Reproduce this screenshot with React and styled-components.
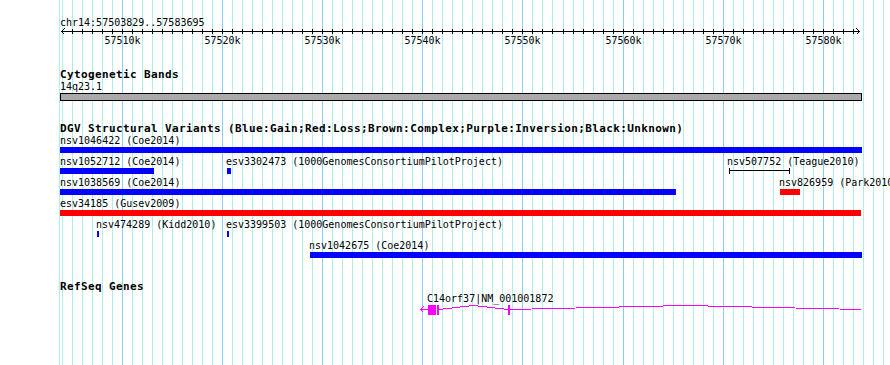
import React from 'react';
import styled, { createGlobalStyle } from 'styled-components';

const MONO = '"DejaVu Sans Mono", "Liberation Mono", monospace';

const GlobalStyle = createGlobalStyle`
  html, body {
    margin: 0;
    padding: 0;
    background: #fff;
  }
`;

const Page = styled.div`
  position: relative;
  width: 890px;
  height: 365px;
  overflow: hidden;
  background: #fff;
  color: #000;
  font-family: ${MONO};
`;

const GridLayer = styled.svg`
  position: absolute;
  left: 0;
  top: 0;
`;

const Panel = styled.div`
  position: relative;
  display: flex;
  flex-direction: column;
  width: 802px;
  margin-left: 60px;
`;

const RangeLabel = styled.div`
  margin-top: 18px;
  height: 9px;
  font-size: 10px;
  line-height: 9px;
  white-space: nowrap;
`;

const Axis = styled.svg`
  display: block;
  overflow: visible;
`;

const TickLabel = styled.text`
  font-family: ${MONO};
  font-size: 10px;
  text-anchor: middle;
  fill: #000;
`;

const Track = styled.section`
  display: flex;
  flex-direction: column;
  margin-top: ${(p) => p.$gap}px;
`;

const TrackTitle = styled.h2`
  margin: 0;
  height: 12px;
  font: bold 11px/12px ${MONO};
  letter-spacing: 0.38px;
  white-space: nowrap;
`;

const BandLabel = styled.div`
  height: 12px;
  font-size: 10px;
  line-height: 12px;
`;

const Band = styled.div`
  box-sizing: border-box;
  height: 8px;
  border: 1px solid #000;
  background: #aaaaaa;
`;

const FeatureRow = styled.div`
  position: relative;
  height: ${(p) => p.$h}px;
`;

const FeatureLabel = styled.span.attrs((p) => ({ style: { left: p.$x } }))`
  position: absolute;
  top: 0;
  font-size: 10px;
  line-height: 11px;
  white-space: nowrap;
`;

const FeatureBar = styled.div.attrs((p) => ({ style: { left: p.$x, width: p.$w } }))`
  position: absolute;
  top: 12px;
  height: 6px;
  background: ${(p) => p.$color};
`;

const SpanLine = styled.div.attrs((p) => ({ style: { left: p.$x, width: p.$w } }))`
  position: absolute;
  top: 12px;
  height: 6px;
  box-sizing: border-box;
  border-left: 1px solid #000;
  border-right: 1px solid #000;

  &::before {
    content: '';
    position: absolute;
    left: 0;
    right: 0;
    top: 2px;
    height: 1px;
    background: #000;
  }
`;

const GeneGlyph = styled.svg`
  position: absolute;
  left: 0;
  top: 11px;
  overflow: visible;
`;

const BLUE = '#0000ff';
const RED = '#ff0000';
const MAGENTA = '#ff00ff';

// grid / tick positions (1 kb apart)
const minorX = (k) => Math.floor(62.3 + 10.014 * k);
const gridLines = Array.from({ length: 83 }, (_, k) => ({ x: minorX(k), major: (k - 6) % 10 === 0 }));
const majors = [57510, 57520, 57530, 57540, 57550, 57560, 57570, 57580].map((v, i) => ({
  label: `${v}k`,
  x: minorX(6 + i * 10) + 0.5,
}));

const dgvRows = [
  {
    labels: [{ x: 0, text: 'nsv1046422 (Coe2014)' }],
    bars: [{ x: 0, w: 802, color: BLUE }],
  },
  {
    labels: [
      { x: 0, text: 'nsv1052712 (Coe2014)' },
      { x: 166, text: 'esv3302473 (1000GenomesConsortiumPilotProject)' },
      { x: 667, text: 'nsv507752 (Teague2010)' },
    ],
    bars: [
      { x: 0, w: 94, color: BLUE },
      { x: 167, w: 4, color: BLUE },
    ],
    lines: [{ x: 669, w: 61 }],
  },
  {
    labels: [
      { x: 0, text: 'nsv1038569 (Coe2014)' },
      { x: 719, text: 'nsv826959 (Park2010)' },
    ],
    bars: [
      { x: 0, w: 616, color: BLUE },
      { x: 720, w: 20, color: RED },
    ],
  },
  {
    labels: [{ x: 0, text: 'esv34185 (Gusev2009)' }],
    bars: [{ x: 0, w: 801, color: RED }],
  },
  {
    labels: [
      { x: 36, text: 'nsv474289 (Kidd2010)' },
      { x: 166, text: 'esv3399503 (1000GenomesConsortiumPilotProject)' },
    ],
    bars: [
      { x: 37, w: 2, color: BLUE },
      { x: 167, w: 2, color: BLUE },
    ],
  },
  {
    labels: [{ x: 249, text: 'nsv1042675 (Coe2014)' }],
    bars: [{ x: 250, w: 552, color: BLUE }],
  },
];

const Grid = () => (
  <GridLayer width="890" height="365" shapeRendering="crispEdges">
    <rect x="59" y="0" width="1" height="365" fill="#afeeee" />
    {gridLines.map((g) => (
      <rect key={g.x} x={g.x} y="0" width="1" height="365" fill={g.major ? '#87cefa' : '#afeeee'} />
    ))}
  </GridLayer>
);

const Ruler = () => (
  <>
    <RangeLabel>chr14:57503829..57583695</RangeLabel>
    <Axis width="830" height="22" viewBox="60 27 830 22" shapeRendering="crispEdges">
      <g stroke="#000" fill="none">
        <path d="M61 31.5 H859.5" />
        <path d="M64.5 28.5 L61.5 31.5 L64.5 34.5" />
        <path d="M856.5 28.5 L859.5 31.5 L856.5 34.5" />
        {gridLines
          .filter((g) => g.x > 62 && g.x < 858)
          .map((g) => (
            <path key={g.x} d={`M${g.x + 0.5} 29 V34`} />
          ))}
      </g>
      {majors.map((m) => (
        <TickLabel key={m.label} x={m.x} y="44">
          {m.label}
        </TickLabel>
      ))}
    </Axis>
  </>
);

const Gene = () => (
  <GeneGlyph width="830" height="12" viewBox="60 304 830 12" shapeRendering="crispEdges">
    <g stroke={MAGENTA} fill="none">
      <path d="M420 309.5 H428 M423.5 306.5 L420.5 309.5 L423.5 312.5" />
      <path d="M439 309.5 L473.5 305.5 L508 309.5 M510 309.5 L685.5 305.5 L861 309.5" />
    </g>
    <g fill={MAGENTA}>
      <rect x="428" y="305" width="8" height="10" />
      <rect x="437" y="305" width="2" height="10" />
      <rect x="508" y="305" width="2" height="10" />
    </g>
  </GeneGlyph>
);

export default function App() {
  return (
    <Page>
      <GlobalStyle />
      <Grid />
      <Panel>
        <Ruler />

        <Track $gap={20}>
          <TrackTitle>Cytogenetic Bands</TrackTitle>
          <BandLabel>14q23.1</BandLabel>
          <Band />
        </Track>

        <Track $gap={22}>
          <TrackTitle>
            DGV Structural Variants (Blue:Gain;Red:Loss;Brown:Complex;Purple:Inversion;Black:Unknown)
          </TrackTitle>
          {dgvRows.map((row, i) => (
            <FeatureRow key={i} $h={21}>
              {row.labels.map((l) => (
                <FeatureLabel key={l.text} $x={l.x}>
                  {l.text}
                </FeatureLabel>
              ))}
              {row.bars.map((b, j) => (
                <FeatureBar key={j} $x={b.x} $w={b.w} $color={b.color} />
              ))}
              {(row.lines || []).map((s, j) => (
                <SpanLine key={j} $x={s.x} $w={s.w} />
              ))}
            </FeatureRow>
          ))}
        </Track>

        <Track $gap={20}>
          <TrackTitle>RefSeq Genes</TrackTitle>
          <FeatureRow $h={23}>
            <FeatureLabel $x={367}>C14orf37|NM_001001872</FeatureLabel>
            <Gene />
          </FeatureRow>
        </Track>
      </Panel>
    </Page>
  );
}
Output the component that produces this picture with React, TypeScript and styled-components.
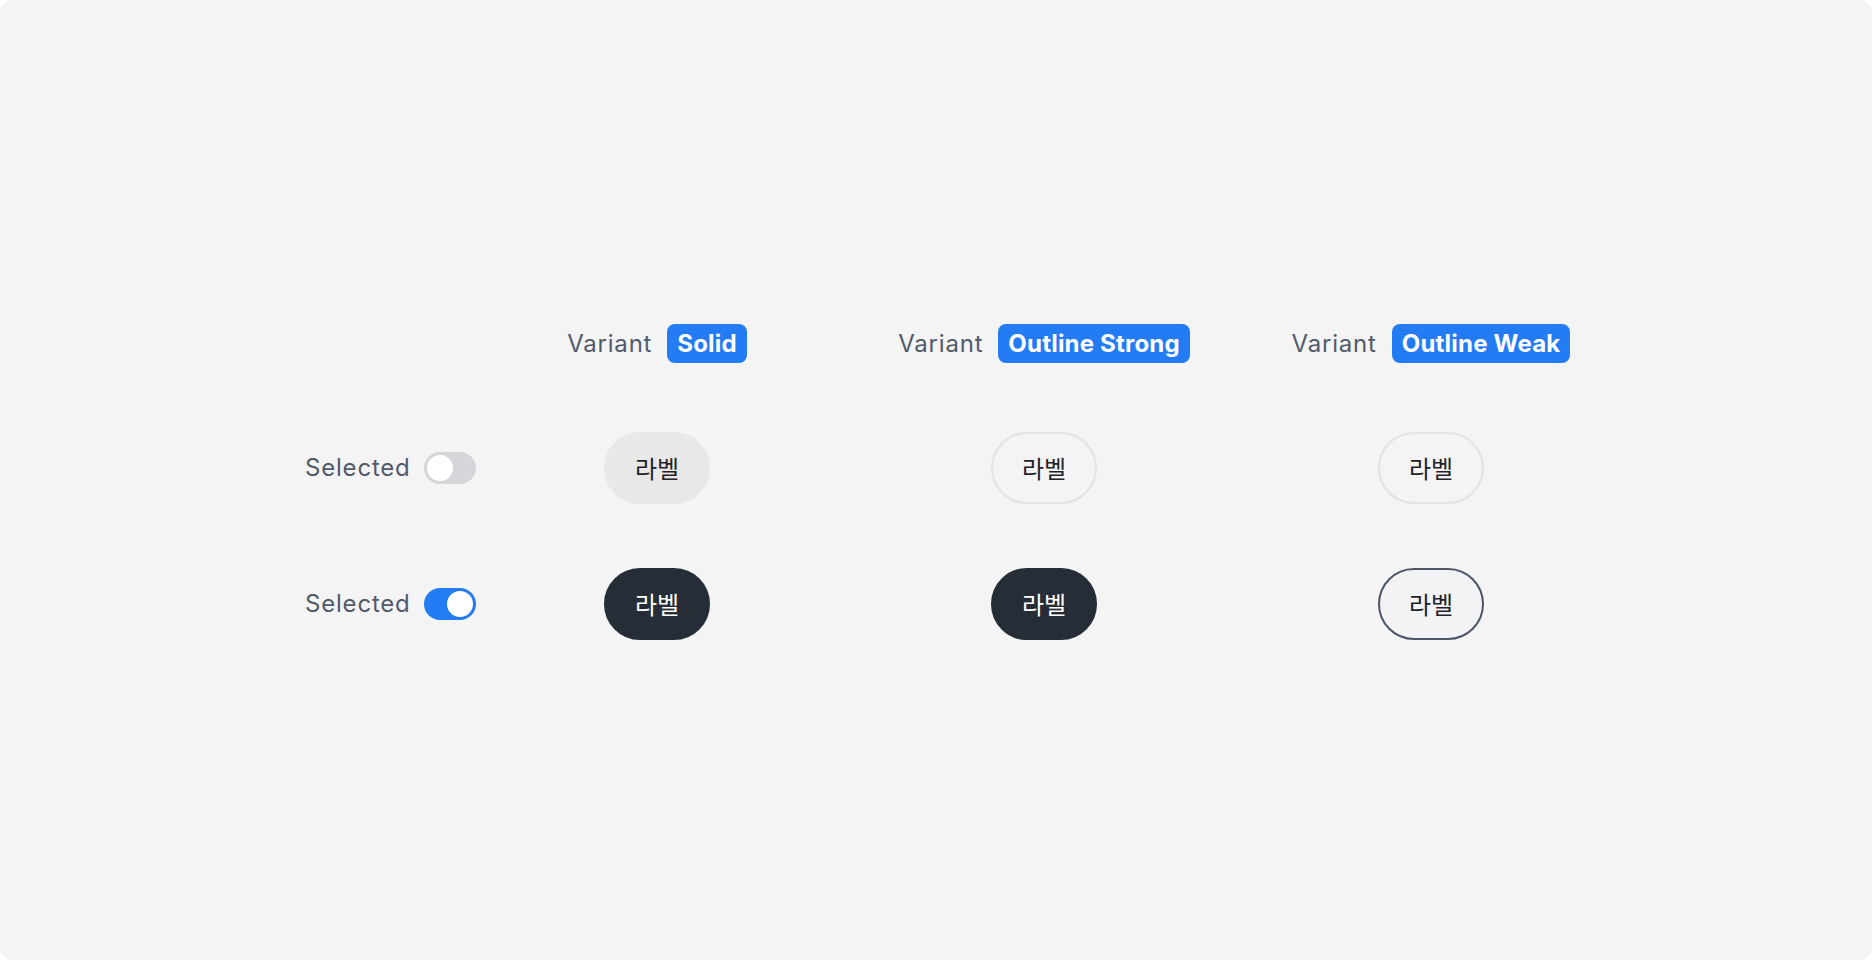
import styled, { createGlobalStyle } from 'styled-components'

const GlobalStyle = createGlobalStyle`
  html, body {
    margin: 0;
    padding: 0;
    background: #ffffff;
  }
  body {
    font-family: Inter, "Noto Sans", "Noto Sans CJK KR", sans-serif;
  }
`

type Variant = 'solid' | 'outlineStrong' | 'outlineWeak'

const columns: { variant: Variant; title: string }[] = [
  { variant: 'solid', title: 'Solid' },
  { variant: 'outlineStrong', title: 'Outline Strong' },
  { variant: 'outlineWeak', title: 'Outline Weak' },
]

const Toggle: React.FC<{ on: boolean }> = ({ on }) => (
  <Track $on={on}>
    <Knob />
  </Track>
)

export default function App() {
  return (
    <>
      <GlobalStyle />
      <Canvas>
        <Table>
          <Row $height={40}>
            <RowLabel />
            <Cells>
              {columns.map((c) => (
                <Cell key={c.variant}>
                  <HeaderLabel>Variant</HeaderLabel>
                  <Chip>{c.title}</Chip>
                </Cell>
              ))}
            </Cells>
          </Row>
          {[false, true].map((selected) => (
            <Row $height={72} key={String(selected)}>
              <RowLabel>
                <LabelText>Selected</LabelText>
                <Toggle on={selected} />
              </RowLabel>
              <Cells>
                {columns.map((c) => (
                  <Cell key={c.variant}>
                    <ChipButton $variant={c.variant} $selected={selected}>
                      라벨
                    </ChipButton>
                  </Cell>
                ))}
              </Cells>
            </Row>
          ))}
        </Table>
      </Canvas>
    </>
  )
}

const Canvas = styled.div`
  width: 1872px;
  height: 960px;
  box-sizing: border-box;
  background: #f4f4f4;
  border-radius: 12px;
  display: flex;
  align-items: center;
  padding: 3px 0 0 305px;
`

const Table = styled.div`
  display: flex;
  flex-direction: column;
  gap: 64px;
  &> :first-child {
    margin-bottom: 4px;
  }
`

const Row = styled.div<{ $height: number }>`
  display: flex;
  align-items: center;
  height: ${(p) => p.$height}px;
`

const RowLabel = styled.div`
  width: 171px;
  display: flex;
  align-items: center;
  justify-content: space-between;
  gap: 12px;
`

const LabelText = styled.span`
  font-size: 24px;
  color: #515a6b;
  letter-spacing: 0.8px;
`

const Track = styled.div<{ $on: boolean }>`
  width: 52px;
  height: 32px;
  box-sizing: border-box;
  border-radius: 16px;
  padding: 3px;
  display: flex;
  justify-content: ${(p) => (p.$on ? 'flex-end' : 'flex-start')};
  background: ${(p) => (p.$on ? '#247cf5' : '#d5d6da')};
`

const Knob = styled.div`
  width: 26px;
  height: 26px;
  border-radius: 50%;
  background: #ffffff;
`

const Cells = styled.div`
  display: grid;
  grid-template-columns: repeat(3, 362px);
  column-gap: 25px;
`

const Cell = styled.div`
  display: flex;
  align-items: center;
  justify-content: center;
  gap: 15px;
`

const HeaderLabel = styled.span`
  font-size: 24px;
  color: #515a6b;
  letter-spacing: 0.8px;
`

const Chip = styled.span`
  display: inline-flex;
  align-items: center;
  height: 39px;
  padding: 0 10px;
  border-radius: 8px;
  background: #247cf5;
  color: #ffffff;
  font-size: 24px;
  font-weight: 700;
  letter-spacing: 0.2px;
  white-space: nowrap;
`

const ChipButton = styled.button<{ $variant: Variant; $selected: boolean }>`
  height: 72px;
  padding: 0 29px;
  border-radius: 36px;
  box-sizing: border-box;
  font-family: "Noto Sans CJK KR", Inter, sans-serif;
  font-size: 24px;
  font-weight: 400;
  cursor: pointer;
  border: 2px solid transparent;
  background: transparent;
  color: #1f2329;

  ${(p) =>
    p.$variant === 'solid' &&
    `
    background: ${p.$selected ? '#272d36' : '#e8e8e8'};
    border-color: ${p.$selected ? '#272d36' : '#e8e8e8'};
    color: ${p.$selected ? '#ffffff' : '#1f2329'};
  `}

  ${(p) =>
    p.$variant === 'outlineStrong' &&
    `
    background: ${p.$selected ? '#272d36' : 'transparent'};
    border-color: ${p.$selected ? '#272d36' : '#e2e2e2'};
    color: ${p.$selected ? '#ffffff' : '#1f2329'};
  `}

  ${(p) =>
    p.$variant === 'outlineWeak' &&
    `
    background: ${p.$selected ? '#f2f3f5' : 'transparent'};
    border-color: ${p.$selected ? '#4c5467' : '#e2e2e2'};
    color: #1f2329;
  `}
`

━━━━━━━━━━━━━━━━

CHALLENGE -> Using the data above, extract exactly the lines from the one containing "Output the component" through the one containing "type Variant = 'solid'". Pictures are left out.

THE SOLUTION ->
Output the component that produces this picture with React, TypeScript and styled-components.
import styled, { createGlobalStyle } from 'styled-components'

const GlobalStyle = createGlobalStyle`
  html, body {
    margin: 0;
    padding: 0;
    background: #ffffff;
  }
  body {
    font-family: Inter, "Noto Sans", "Noto Sans CJK KR", sans-serif;
  }
`

type Variant = 'solid' | 'outlineStrong' | 'outlineWeak'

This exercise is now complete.